After living in London for 18 years, Proctor returned to Sydney in 1921 and taught at Julian Ashton’s art school. There she established a practice that traversed the terrains of art and design; she was as equally absorbed by the sleek figures of contemporary fashion (such as those featured in the pages of the newly launched Vogue magazine) as she was by the silken-mysterious beings in Conder’s fan compositions. Her art was shaped through an unlikely combination of dreamy fin-de-siècle atmospheres and the streamlined emphasis of modern design. These elements became embedded in Proctor’s distinct female figures that the Australian critic Ethel Anderson referred to as her ‘slender Amazons’. Appearing as characters of a belle epoque of the modern age, these figures, along with her use of saturated colour, became the hallmark of Proctor’s art in Sydney.
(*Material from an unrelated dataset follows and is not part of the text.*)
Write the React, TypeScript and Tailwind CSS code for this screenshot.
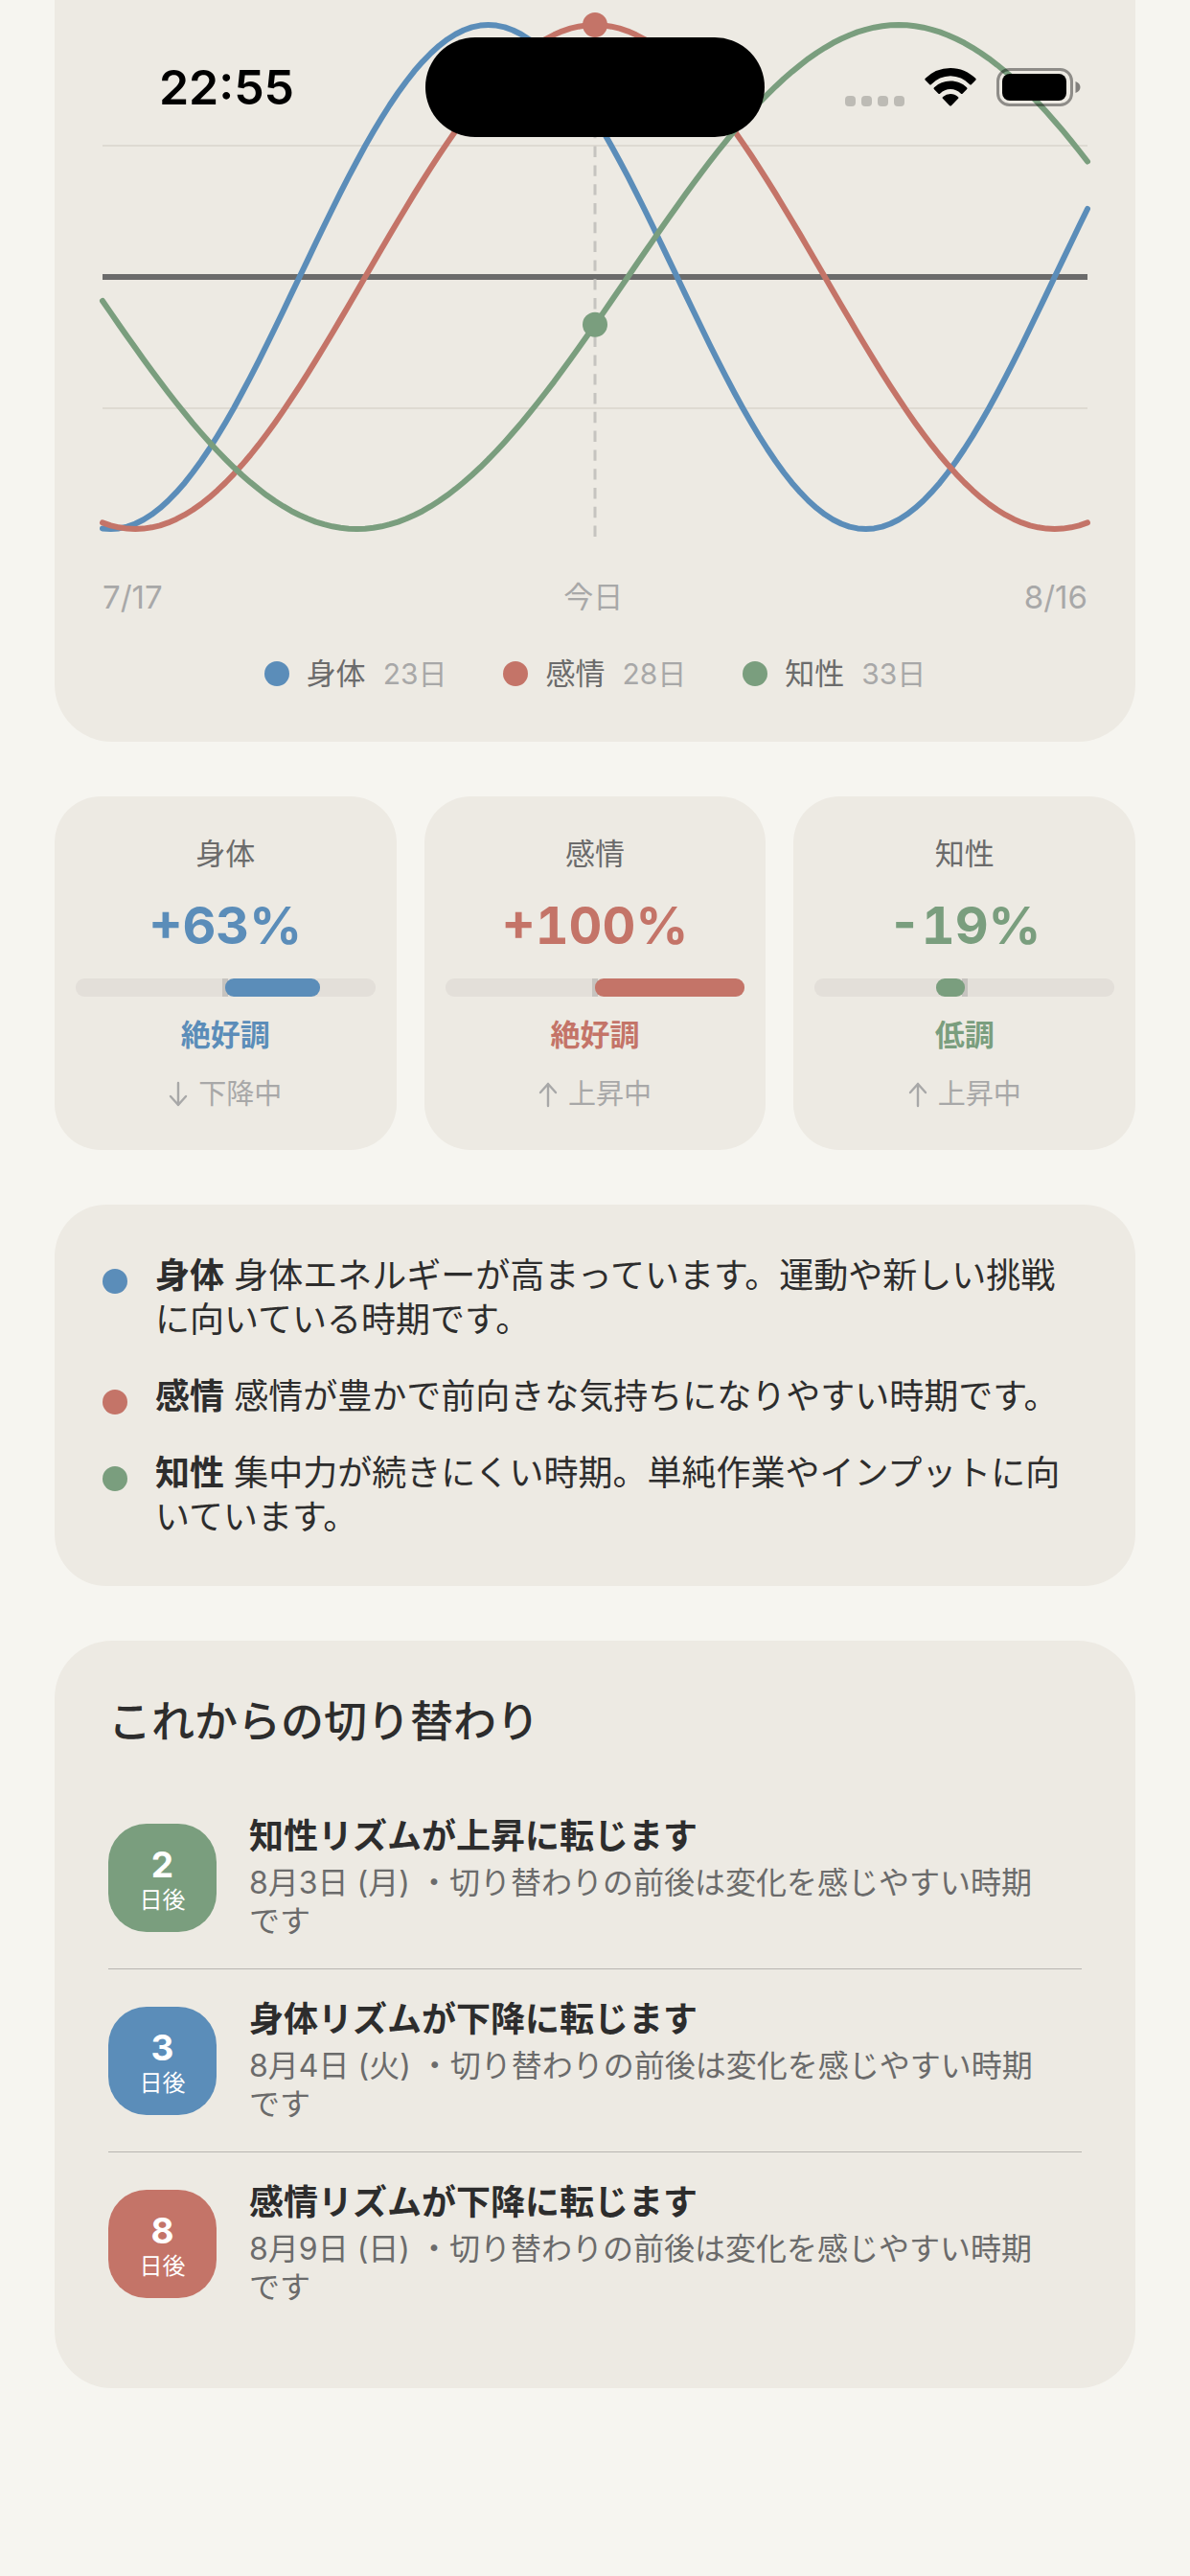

In The bay c1927 Proctor’s languorous Amazons are the embodiment of a cosmopolitan modernity and the stylish gatekeepers of their harbour-city backdrop. While not presented as brash young flappers, an image typically suggestive of the sexually and politically emancipated ‘new woman’, they assert a self-assured modern attitude in their stylised elegance. They view the world from an elevated vantage point, implying the new outlook that apartment living had brought to domestic life. In the 1920s Sydney’s inner-city landscape was transformed by apartment buildings and here Proctor makes decorative reference to them by plotting their block forms against the circular rhythms of Rushcutters Bay, which is posed as a pulsating external force against the luxuriously slow pace of the interior. The watercolour on silk medium instills Proctor’s vibrant colour combinations with a luminous quality, enhancing the feeling of a sumptuous, light-filled space.

An active member of the Society of Artists, which awarded her a medal in recognition of her influence as a tastemaker in New South Wales, Proctor helped Lambert and others to found the Contemporary Group in 1926 to promote innovation in the arts. Experimenting with linocut and woodcut printing, she exhibited her first woodcuts in a join exhibition with Margaret Preston a year earlier in 1925. Her modern approach to the print medium is visible in The rose c1928, which presents a simplified, cropped view of two women sharing pleasure in the fragrance and beauty of flowers delineated in bright unmodulated colour. The composition, which features the artist’s cousin Hera Roberts on the right, is based on a drawing originally created as a cover for Home magazine, to which Proctor contributed numerous illustrations and articles on fashion and interior decoration.

Proctor moved from her George Street studio around 1935 to live with her mother in a small ground floor apartment in Double Bay, the interior of which features in her watercolour Woman in white c1942. From her mid-career onwards she made numerous such portrait and figure drawings of friends, lodgers and as commissions, which were necessary to earn her living. Drawing had always been the most regular and consistent activity of her artistic practice, influenced in part by the importance it held for her mentor, Lambert.

A retrospective was held at the National Portrait Gallery, Canberra, in 2005 and Proctor’s work has been featured in a number of other exhibitions, including Sydney moderns held at the Art Gallery of New South Wales in 2013.